By now, everyone with their finger on the pulse of the technology industry will have heard about the most popular goal-setting strategy that industry leaders have been using to bring their companies to the next level – OKRs.
This acronym stands for Objectives and Key Results, a goal management system that is utilized by organizations of all shapes and sizes, from technology titans such as Google to the smallest of startups.
Andy Grove, the famed CEO of Intel, is credited with developing the concept of OKRs in the 1970s, a framework that was further developed and popularized by John Doerr and his 2018 book, “Measure What Matters.”
But what exactly are OKRs?
Let’s break down this methodology:
Objectives, the “O” in OKRs, are qualitative, inspirational, time-bound goals that are set to be executed by a specific group of people within a company or by specific individuals. A solid objective might be: “Strengthen our sales team.”
Key Results, the “KR” in OKRs, help quantify this goal and put it into an actionable and usually metric-based framework. These are targets used to measure the completion of an objective.
For example, key results that could help measure the success of the above objective to “strengthen the sales team” could be:
- Decrease average time taken to convert a prospect into a customer from 18 to eight days.
- Conduct at least one training program per month.
- Hire three new sales representatives.
OKRs rely on a framework of regular check-ins, frequent feedback, continuous learning, team collaboration and problem-solving to help companies take abstract goals and make them concrete realities. This is a simple, and yet immensely powerful practice that brings focus and alignment to organizations.
Why do you need them?
Despite their growing popularity, OKRs are just one of many goal-management techniques. Why is this method specifically needed for your company?
According to John Doerr, there are five essential elements to this methodology: focus, alignment, commitment, tracking and stretching.
These elements make OKRs the most effective goal-setting strategy. If formulated correctly, companies will have distilled their goals down to between three and five written objectives. These objectives are then paired with actionable key results.
OKRs can be aligned in between levels, with corporate key results can inform the objectives for each of their departments; this is called top-down alignment. Alternatively, team or individual objectives can inform the key results for departmental objectives; this is called bottom-up alignment. This ensures that the entire company, while they may be working on different tasks in their day-to-day, will ultimately be contributing towards the same goal.
Companies that are committed to this methodology that can faithfully measure and track their key result progress, have the opportunity to reap the benefits of OKRs.
When followed correctly, OKRs can help teams reach greater success than they have before. Setting stretch goals is necessary for ensuring that employees aren’t simply setting targets they know they can achieve, but rather setting goals that will push them out of their comfort zone, resulting in phenomenal outcomes.
This combination of requirements, while demanding, formulates goals that both motivate employees and guide them. Managers and company leaders can check in on employee progress and encourage work, while also allowing employees to take ownership of their goals and contribute to larger company objectives.
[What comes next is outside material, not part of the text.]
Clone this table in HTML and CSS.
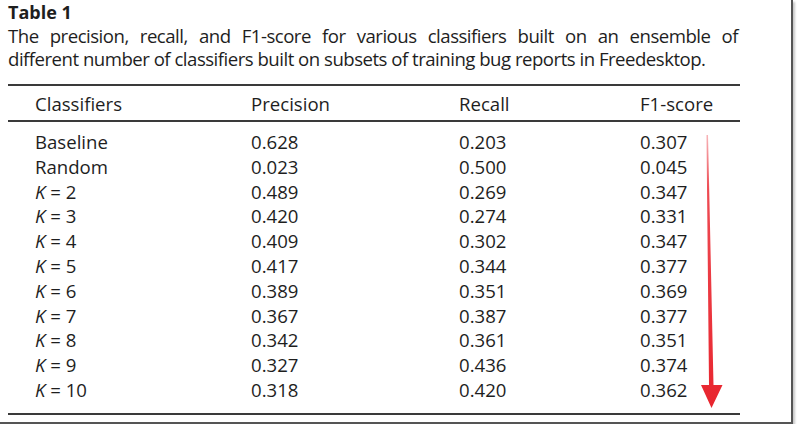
FILE: index.html
```html
<!DOCTYPE html>
<html>
<head>
<meta charset="utf-8">
<link rel="stylesheet" href="styles.css">
</head>
<body>
<div class="frame">
  <div class="content">
    <div class="title">Table 1</div>
    <p class="caption">The precision, recall, and F1-score for various classifiers built on an ensemble of different&nbsp;number of classifiers built on subsets of training bug reports in Freedesktop.</p>
    <table class="data">
      <thead>
        <tr><th class="c1">Classifiers</th><th class="c2">Precision</th><th class="c3">Recall</th><th class="c4">F1-score</th><th class="c5"></th></tr>
      </thead>
      <tbody>
        <tr class="first"><td>Baseline</td><td>0.628</td><td>0.203</td><td>0.307</td><td></td></tr>
        <tr><td>Random</td><td>0.023</td><td>0.500</td><td>0.045</td><td></td></tr>
        <tr><td><i>K</i> = 2</td><td>0.489</td><td>0.269</td><td>0.347</td><td></td></tr>
        <tr><td><i>K</i> = 3</td><td>0.420</td><td>0.274</td><td>0.331</td><td></td></tr>
        <tr><td><i>K</i> = 4</td><td>0.409</td><td>0.302</td><td>0.347</td><td></td></tr>
        <tr><td><i>K</i> = 5</td><td>0.417</td><td>0.344</td><td>0.377</td><td></td></tr>
        <tr><td><i>K</i> = 6</td><td>0.389</td><td>0.351</td><td>0.369</td><td></td></tr>
        <tr><td><i>K</i> = 7</td><td>0.367</td><td>0.387</td><td>0.377</td><td></td></tr>
        <tr><td><i>K</i> = 8</td><td>0.342</td><td>0.361</td><td>0.351</td><td></td></tr>
        <tr><td><i>K</i> = 9</td><td>0.327</td><td>0.436</td><td>0.374</td><td></td></tr>
        <tr class="last"><td><i>K</i> = 10</td><td>0.318</td><td>0.420</td><td>0.362</td><td></td></tr>
      </tbody>
    </table>
  </div>
  <svg class="arrow" width="30" height="280" viewBox="0 0 30 280">
    <defs>
      <linearGradient id="g" x1="0" y1="0" x2="0" y2="1">
        <stop offset="0" stop-color="#f7b4b8"/>
        <stop offset="0.2" stop-color="#ee4a52"/>
        <stop offset="1" stop-color="#e8252e"/>
      </linearGradient>
    </defs>
    <polygon points="9.5,0 11,0 16.5,250 25.5,250 14.5,273 4,250 12,250" fill="url(#g)"/>
  </svg>
</div>
</body>
</html>
```

FILE: styles.css
```css
html, body {
  margin: 0;
  padding: 0;
  background: #ffffff;
}
.frame {
  position: relative;
  width: 793px;
  height: 424px;
  box-sizing: border-box;
  border-right: 2px solid #555;
  border-bottom: 2px solid #555;
  box-shadow: 2px 2px 2px #c8c8c8;
  background: #fff;
  overflow: hidden;
}
.content {
  padding: 2px 0 0 8px;
  width: 732px;
  font-family: "Open Sans", "Noto Sans", sans-serif;
  color: #1e1e1e;
}
.title {
  font-weight: bold;
  font-size: 18px;
  line-height: 21px;
}
.caption {
  margin: 1px 0 0 0;
  font-size: 18.6px;
  line-height: 23px;
  letter-spacing: -0.5px;
  text-align: justify;
  width: 730px;
}
.data {
  margin-top: 14px;
  border-collapse: collapse;
  width: 732px;
  font-size: 18.6px;
  border-top: 2px solid #3a3a3a;
  border-bottom: 2px solid #3a3a3a;
}
.data th {
  font-weight: normal;
  text-align: left;
  height: 34px;
  padding: 0;
  border-bottom: 2px solid #3a3a3a;
  vertical-align: middle;
}
.data td {
  padding: 0;
  height: 24.8px;
  line-height: 24.8px;
  text-align: left;
}
.data th.c1 { width: 216px; padding-left: 27px; }
.data th.c2 { width: 208px; }
.data th.c3 { width: 181px; }
.data th.c4 { width: 100px; }
.data th.c5 { width: 0; }
.data td:first-child { padding-left: 27px; }
.data tr.first td { padding-top: 8px; }
.data tr.last td { padding-bottom: 10px; }
.arrow {
  position: absolute;
  left: 697px;
  top: 135px;
}
```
How can OKRs take your success to the next level?
Aspiration is ingrained into the methodology of OKRs. Users of this framework are encouraged to think bigger, stretching their targets.
Objectives should aim at qualitative ideals more than quantifiable goals. They are designed to motivate and energize. Ambitious, abstract and memorable language can be used to write a company’s objectives – whatever communicates the goal to a team and sticks in their mind.
Key results have the job to make this aspirational goal a reality. Pairing the ideal with concrete, substantive key results creates a path from where you are now to where you want to be.
Target amounts should stretch beyond what employees think they are capable of. It’s a good rule of thumb to think of the target goal that can be achieved if everything goes smoothly and make that number the 70 percent progress mark on your key result. Then, aim for 100 percent completion.
Using this framework to contextualize goals within your organization helps create a culture of motivation, accountability and precise execution.
This methodology ultimately builds on itself. While OKRs can be studied, it’s important for companies to get their feet wet. Sometimes, companies have a difficult quarter. Without any sort of framework to measure goals or progress, the exact reasons for this slump remain unknown. But, with OKRs and the essential process of check-ins, tracking and reflection on progress, users of this approach can identify where they strayed off course and adjust their OKRs for the next quarter to help avoid a future recurring problem.
Furthermore, this system encourages employees to take ownership of their OKRs. Individuals are accountable for their personal OKRs, but also for contributing to team, departmental, and in some cases, even corporate-level OKRs. Employees who can see their progress reflected in an OKR software have tangible proof of their contribution to larger company goals and will feel more engaged with their work, finding more purpose behind their day-to-day tasks, thus breeding motivation and fueling productivity so you can bring your company to the next level.
The nature of OKRs is to engage employees, stretch targets and learn from past mistakes. This combination of dedication and adaptability makes OKRs a wildly popular goal-setting tool that is used by the most successful and innovative companies across industries.